start

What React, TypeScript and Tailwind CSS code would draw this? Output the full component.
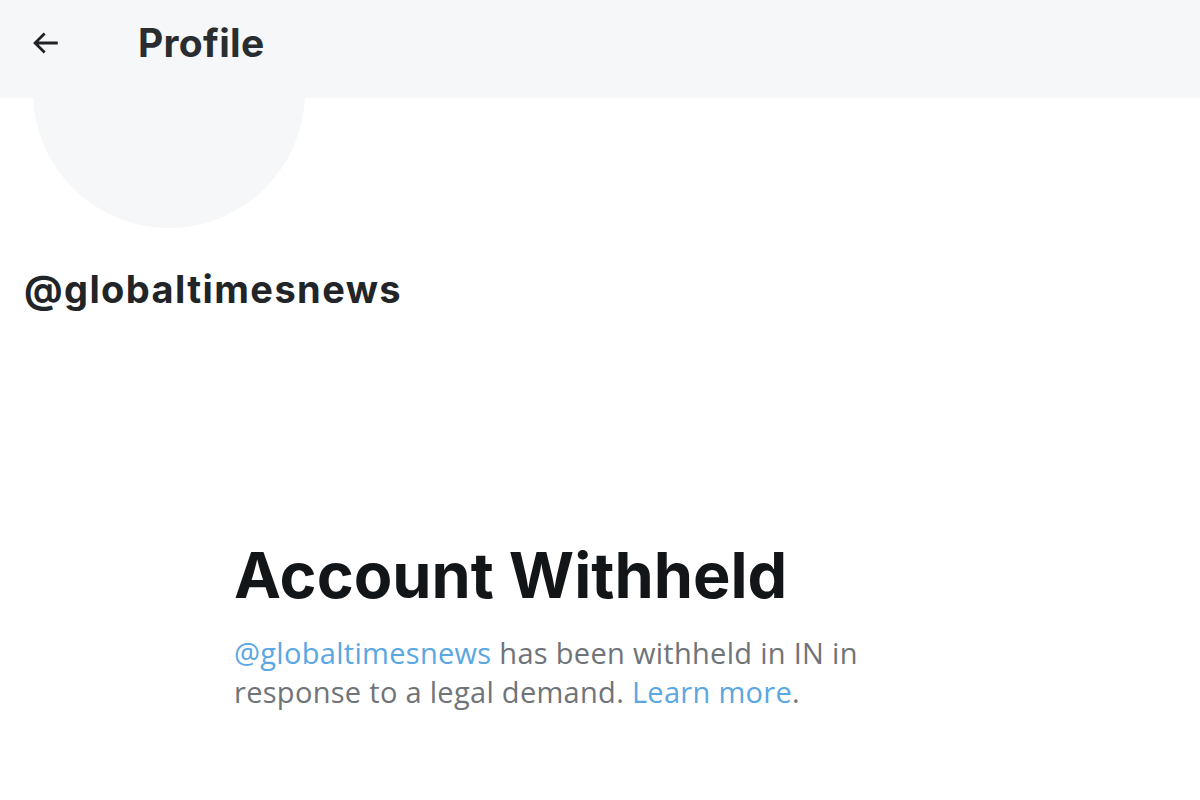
import React from "react";

function BackArrow() {
  return (
    <svg viewBox="0 0 24 24" className="w-[34px] h-[34px]" fill="#1f2326">
      <path d="M7.414 13l5.043 5.04-1.414 1.42L3.586 12l7.457-7.46 1.414 1.42L7.414 11H21v2H7.414z" />
    </svg>
  );
}

export default function App() {
  return (
    <div className="w-[1200px] h-[800px] bg-white overflow-hidden font-['Inter',sans-serif]">
      <div className="relative z-10 h-[98px] bg-[#f5f7f8]/95 flex items-center pb-[12px]">
        <div className="pl-[28px] w-[138px]">
          <BackArrow />
        </div>
        <h1 className="text-[39px] font-bold text-[#2a2d30] tracking-[0.3px]">Profile</h1>
      </div>
      <div className="ml-[33px] -mt-[142px] w-[272px] h-[272px] rounded-full bg-[#f6f7f8]" />
      <div className="pl-[24px] mt-[33px] text-[38px] font-bold text-[#222528] tracking-[1.4px]">
        @globaltimesnews
      </div>
      <div className="pl-[234px] mt-[226px]">
        <h2 className="text-[63px] font-bold text-[#131619] tracking-[0px] leading-none">
          Account Withheld
        </h2>
        <p className="mt-[26px] w-[660px] text-[29px] leading-[39px] text-[#6f7479] font-['Open_Sans',sans-serif] tracking-[0.3px]">
          <span className="text-[#5aa7e3]">@globaltimesnews</span> has been withheld in IN in
          response to a legal demand. <span className="text-[#5aa7e3]">Learn more</span>.
        </p>
      </div>
    </div>
  );
}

end

REQUIRED WORK.
Leave the pictures out, and print every line of the listing exactly as written.

EXERCISE ANSWER.
What React, TypeScript and Tailwind CSS code would draw this? Output the full component.
import React from "react";

function BackArrow() {
  return (
    <svg viewBox="0 0 24 24" className="w-[34px] h-[34px]" fill="#1f2326">
      <path d="M7.414 13l5.043 5.04-1.414 1.42L3.586 12l7.457-7.46 1.414 1.42L7.414 11H21v2H7.414z" />
    </svg>
  );
}

export default function App() {
  return (
    <div className="w-[1200px] h-[800px] bg-white overflow-hidden font-['Inter',sans-serif]">
      <div className="relative z-10 h-[98px] bg-[#f5f7f8]/95 flex items-center pb-[12px]">
        <div className="pl-[28px] w-[138px]">
          <BackArrow />
        </div>
        <h1 className="text-[39px] font-bold text-[#2a2d30] tracking-[0.3px]">Profile</h1>
      </div>
      <div className="ml-[33px] -mt-[142px] w-[272px] h-[272px] rounded-full bg-[#f6f7f8]" />
      <div className="pl-[24px] mt-[33px] text-[38px] font-bold text-[#222528] tracking-[1.4px]">
        @globaltimesnews
      </div>
      <div className="pl-[234px] mt-[226px]">
        <h2 className="text-[63px] font-bold text-[#131619] tracking-[0px] leading-none">
          Account Withheld
        </h2>
        <p className="mt-[26px] w-[660px] text-[29px] leading-[39px] text-[#6f7479] font-['Open_Sans',sans-serif] tracking-[0.3px]">
          <span className="text-[#5aa7e3]">@globaltimesnews</span> has been withheld in IN in
          response to a legal demand. <span className="text-[#5aa7e3]">Learn more</span>.
        </p>
      </div>
    </div>
  );
}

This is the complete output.